7. Being Afraid to Experiment

Some beginners hesitate to push AI tools because they’re afraid of “doing it wrong.”

This is ironic, considering one of AI’s biggest advantages: nothing is permanent.

In the cassette-demo era, mistakes cost time and tape. Today, experimentation costs nothing.

What to do instead:
Change parameters. Regenerate sections. Try weird ideas. AI lowers the cost of failure—use that freedom.

8. Separating Lyrics and Music Too Much

Another common mistake is writing lyrics and music in isolation, then forcing them together.

This often leads to awkward phrasing or rushed vocals—something producers have battled since the earliest home recordings.

What to do instead:
Let lyrics and music evolve together. Adjust arrangement for lyrical flow. Rewrite lines to fit rhythm naturally. AI works best when both grow side by side.

9. Comparing Too Early

Beginners often compare their early AI-assisted songs to fully produced, professional releases—and get discouraged.

Technology speeds up creation, but growth still takes time.

What to do instead:
Compare progress, not perfection. Focus on finishing songs, recognising patterns, and improving clarity with each attempt.

10. Thinking AI Replaces Learning

Some people assume that using AI means they don’t need to learn anything about songwriting.

In reality, AI accelerates learning—it doesn’t remove it.

The more you listen critically, the better the tool becomes.

What to do instead:
Pay attention to why certain sections work. Notice repetition, contrast, and melody movement.

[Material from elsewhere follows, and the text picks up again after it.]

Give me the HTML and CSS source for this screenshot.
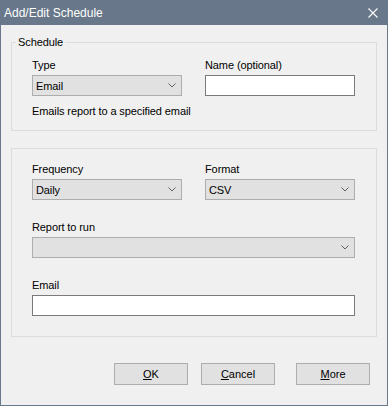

Over time, these lessons sink in naturally.

Final Thoughts

AI song makers aren’t a replacement for creativity—they’re the modern version of tools musicians have always used.

Just like synths, samplers, and home studios in the 80s and 90s, AI changes how music is made, not why it’s made.

When beginners stop chasing instant perfection and start using AI as a collaborator, the results become more meaningful—and more personal.

The technology is new. The lessons aren’t.